How do you explain an outer space discovery that confounds even astronomers? Blame it on aliens. At least that often seems to be the first reaction when such mysteries arise.
Take “Tabby’s Star” as a case in point. In 2015, a strange star named KIC 8462852 ignited interest and speculation inside and outside the scientific community, fueled in part by Jason Wright, an astronomer from Penn State University, who suggested that the star’s unusual dimming events might be caused by an alien megastructure that surrounded it. His thought was that a structure, such as a Dyson sphere, would periodically obstruct the star’s light, and thus cause its appearance to dim.
KIC 8462852 was first spotted in 2011 by citizen scientists through a program called Planet Hunters, which lets people examine light patterns from the comfort of their computers.
“The original discovery of this star was made by citizen scientists, who found what the professionals had missed because it was so strange and so different from what we expected that our computer algorithms had missed it entirely,” Wright told Digital Trends.

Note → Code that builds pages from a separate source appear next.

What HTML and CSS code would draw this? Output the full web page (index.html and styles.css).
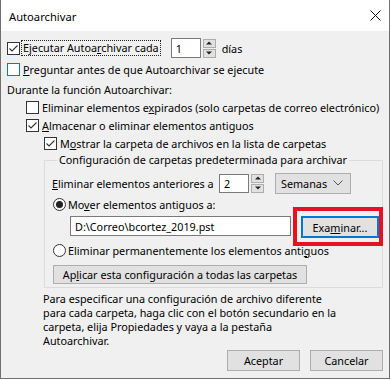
FILE: index.html
```html
<!DOCTYPE html>
<html lang="es">
<head>
<meta charset="utf-8">
<title>Autoarchivar</title>
<link rel="stylesheet" href="styles.css">
</head>
<body>
<div class="window">
  <div class="titlebar">
    <span class="title">Autoarchivar</span>
    <svg class="close" width="11" height="11" viewBox="0 0 11 11"><path d="M0.5 0.5 L10.5 10.5 M10.5 0.5 L0.5 10.5" stroke="#111" stroke-width="1" fill="none"/></svg>
  </div>
  <div class="content">
    <div class="row r1">
      <span class="cb checked"><svg width="11" height="11" viewBox="0 0 11 11"><path d="M1.5 5.5 L4 8 L9.5 2.5" stroke="#333" stroke-width="1.1" fill="none"/></svg></span>
      <span class="lbl focus">Ejecutar Autoa<u>r</u>chivar cada</span>
      <span class="num n1">1</span>
      <span class="spin"><span class="up"></span><span class="down"></span></span>
      <span class="dias">días</span>
    </div>
    <div class="row r2">
      <span class="cb hover"></span>
      <span class="lbl"><u>P</u>reguntar antes de que Autoarchivar se ejecute</span>
    </div>
    <div class="row r3">Durante la función Autoarchivar:</div>
    <div class="row r4 ind1">
      <span class="cb"></span>
      <span class="lbl">Eliminar elementos e<u>x</u>pirados (solo carpetas de correo electrónico)</span>
    </div>
    <div class="row r5 ind1">
      <span class="cb checked"><svg width="11" height="11" viewBox="0 0 11 11"><path d="M1.5 5.5 L4 8 L9.5 2.5" stroke="#333" stroke-width="1.1" fill="none"/></svg></span>
      <span class="lbl"><u>A</u>lmacenar o eliminar elementos antiguos</span>
    </div>
    <div class="row r6 ind2">
      <span class="cb checked"><svg width="11" height="11" viewBox="0 0 11 11"><path d="M1.5 5.5 L4 8 L9.5 2.5" stroke="#333" stroke-width="1.1" fill="none"/></svg></span>
      <span class="lbl">M<u>o</u>strar la carpeta de archivos en la lista de carpetas</span>
    </div>
    <fieldset class="group">
      <legend>Configuración de carpetas predeterminada para archivar</legend>
      <div class="grow g1">
        <span class="glbl"><u>E</u>liminar elementos anteriores a</span>
        <span class="num n2">2</span>
        <span class="spin s2"><span class="up"></span><span class="down"></span></span>
        <span class="select">Semanas<svg width="10" height="6" viewBox="0 0 10 6"><path d="M0.5 0.5 L5 5 L9.5 0.5" stroke="#555" stroke-width="1" fill="none"/></svg></span>
      </div>
      <div class="grow g2">
        <span class="radio on"></span>
        <span class="lbl">Mo<u>v</u>er elementos antiguos a:</span>
      </div>
      <div class="grow g3">
        <span class="path">D:\Correo\bcortez_2019.pst</span>
        <span class="btn browse">Exa<u>m</u>inar...</span>
      </div>
      <div class="grow g4">
        <span class="radio"></span>
        <span class="lbl">Eliminar permanentemente los elementos anti<u>g</u>uos</span>
      </div>
      <div class="grow g5">
        <span class="btn apply">Ap<u>l</u>icar esta configuración a todas las carpetas</span>
      </div>
    </fieldset>
    <p class="note">Para especificar una configuración de archivo diferente<br>para cada carpeta, haga clic con el botón secundario en la<br>carpeta, elija Propiedades y vaya a la pestaña<br>Autoarchivar.</p>
    <div class="actions">
      <span class="btn act">Aceptar</span>
      <span class="btn act">Cancelar</span>
    </div>
  </div>
  <div class="highlight"></div>
</div>
</body>
</html>
```
FILE: styles.css
```css
* { box-sizing: border-box; }
html, body { margin: 0; padding: 0; background: #ffffff; }
body {
  font-family: "Noto Sans", "Open Sans", sans-serif;
  font-size: 10.8px;
  color: #000;
}
u { text-decoration: underline; text-underline-offset: 1px; text-decoration-thickness: 1px; }
.window {
  position: relative;
  width: 390px;
  height: 379px;
  border: 1px solid #707070;
  border-top: none;
  background: #f0f0f0;
}
.titlebar {
  height: 31px;
  background: #fff;
  display: flex;
  align-items: center;
  justify-content: space-between;
  padding: 0 8px 0 8px;
}
.title { font-size: 11.2px; margin-top: 1px; }
.content { padding: 7px 6px 0 6px; }
.row { display: flex; align-items: center; white-space: nowrap; }
.r1 { height: 20px; }
.r2 { height: 21px; margin-top: 1px; }
.r3 { height: 19px; }
.r4 { height: 17px; }
.r5 { height: 19px; }
.r6 { height: 17px; }
.ind1 { padding-left: 19px; }
.ind2 { padding-left: 37px; }
.cb {
  width: 13px; height: 13px;
  border: 1px solid #333;
  background: #fff;
  flex: none;
  display: flex; align-items: center; justify-content: center;
}
.cb.hover { border-color: #0078d7; }
.lbl { margin-left: 3px; }
.r1 .lbl { margin-left: 2px; }
.focus { outline: 1px dotted #222; outline-offset: 0; padding: 0 1px; line-height: 14px; }
.num {
  background: #fff;
  border: 1px solid #7a7a7a;
  display: flex; align-items: center;
  padding-left: 4px;
  flex: none;
}
.n1 { width: 30px; height: 20px; margin-left: 11px; }
.spin {
  display: flex; flex-direction: column; gap: 1px;
  width: 13px; height: 19px; margin-left: 2px; flex: none;
}
.spin .up, .spin .down {
  flex: 1;
  background: #e1e1e1;
  border: 1px solid #adadad;
  position: relative;
}
.spin .up::after, .spin .down::after {
  content: ""; position: absolute; left: 50%; top: 50%;
  width: 0; height: 0;
  border-left: 3px solid transparent; border-right: 3px solid transparent;
  transform: translate(-50%, -50%);
}
.spin .up::after { border-bottom: 3px solid #222; }
.spin .down::after { border-top: 3px solid #222; }
.dias { margin-left: 6px; }
.group {
  margin: 0 0 0 37px;
  padding: 0 0 3px 7px;
  border: 1px solid #dcdcdc;
  min-width: 0;
}
.group legend {
  padding: 0 2px;
  margin-left: 5px;
  line-height: 16px;
  white-space: nowrap;
}
.grow { display: flex; align-items: center; white-space: nowrap; }
.g1 { height: 22px; margin-top: 4px; }
.glbl { width: 167px; flex: none; }
.n2 { width: 30px; height: 19px; }
.s2 { height: 19px; margin-left: 2px; }
.select {
  width: 76px; height: 21px; margin-left: 11px;
  background: #e1e1e1; border: 1px solid #adadad;
  display: flex; align-items: center; justify-content: space-between;
  padding: 0 7px 0 5px;
}
.g2 { height: 20px; padding-left: 1px; }
.radio {
  width: 13px; height: 13px; border-radius: 50%;
  border: 1px solid #333; background: #fff; flex: none;
  display: flex; align-items: center; justify-content: center;
}
.radio.on::after { content: ""; width: 7px; height: 7px; border-radius: 50%; background: #222; }
.g2 .lbl, .g4 .lbl { margin-left: 2px; }
.g3 { height: 26px; padding-left: 18px; align-items: flex-start; padding-top: 2px; }
.path {
  width: 221px; height: 20px;
  background: #fff; border: 1px solid #7a7a7a;
  display: flex; align-items: center; padding-left: 4px;
  flex: none;
}
.btn {
  background: #e1e1e1; border: 1px solid #adadad;
  display: flex; align-items: center; justify-content: center;
  flex: none;
}
.browse {
  width: 78px; height: 22px; margin-left: 10px;
  border: 2px solid #0078d7;
}
.g4 { height: 20px; padding-left: 1px; }
.g5 { padding-left: 1px; padding-top: 5px; }
.apply { width: 254px; height: 19px; }
.note {
  margin: 4px 0 0 36px;
  line-height: 14px;
  white-space: nowrap;
}
.actions {
  display: flex; justify-content: flex-end; gap: 10px;
  margin-top: 2px;
}
.act { width: 73px; height: 21px; }
.highlight {
  position: absolute;
  left: 292px; top: 207px;
  width: 90px; height: 39px;
  border: 4px solid #e81123;
}
```
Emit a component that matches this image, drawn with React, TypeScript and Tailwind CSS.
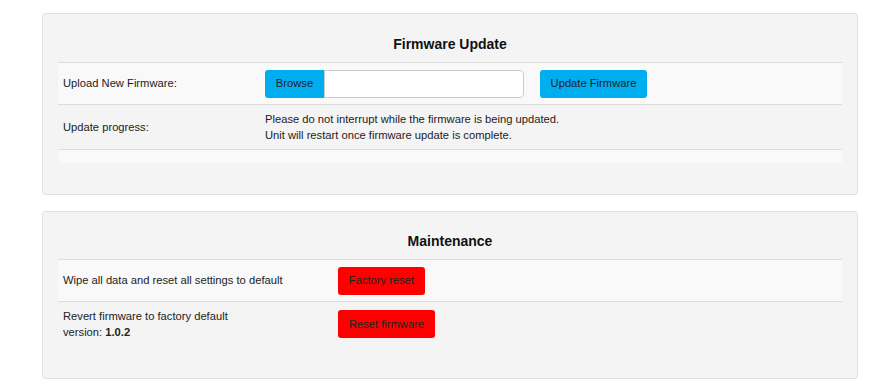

The star was later studied by a team led by Yale University astronomer Tabetha Boyajian, earning it the nickname “Tabby’s Star” and generating a lot of buzz. Over 1,700 people donated more than $100,000 in a Kickstarter campaign to give astronomers dedicated time to observe the star and collect data from ground-based telescopes. And thanks to their donations, Boyajian, Wright, and over 100 other astronomers have been able to debunk the alien megastructure theory.
The more likely explanation is less sexy but still important. According to a paper published this week in he Astrophysical Journal Letters, the star’s unusual dimming events are caused by little more than clouds of dust.
“Dust is most likely the reason why the star’s light appears to dim and brighten,” Boyajian said.
That news might come as a shame to alien hunters, but the findings were anything but disappointing for the scientists involved. While observing the star from March 2016 to December 2017, the researchers identified four occasions when the star’s light dimmed and, equipped with an unparalleled wealth of cosmic data, they reasoned that the events weren’t caused by an advanced civilization.
“The new data shows that different colors of light are being blocked at different intensities. Therefore, whatever is passing between us and the star is not opaque, as would be expected from a planet or alien megastructure,” Boyajian said.
Aliens may have been ruled out but there’s still plenty of data to sift through.
“We still have troves of data that were contributed that we have not analyzed yet,” Wright said. For his part, Wright want to investigate the “exocomet hypothesis,” which suggests that the dimming could be due to matter left behind from a handful of Halley-like comments.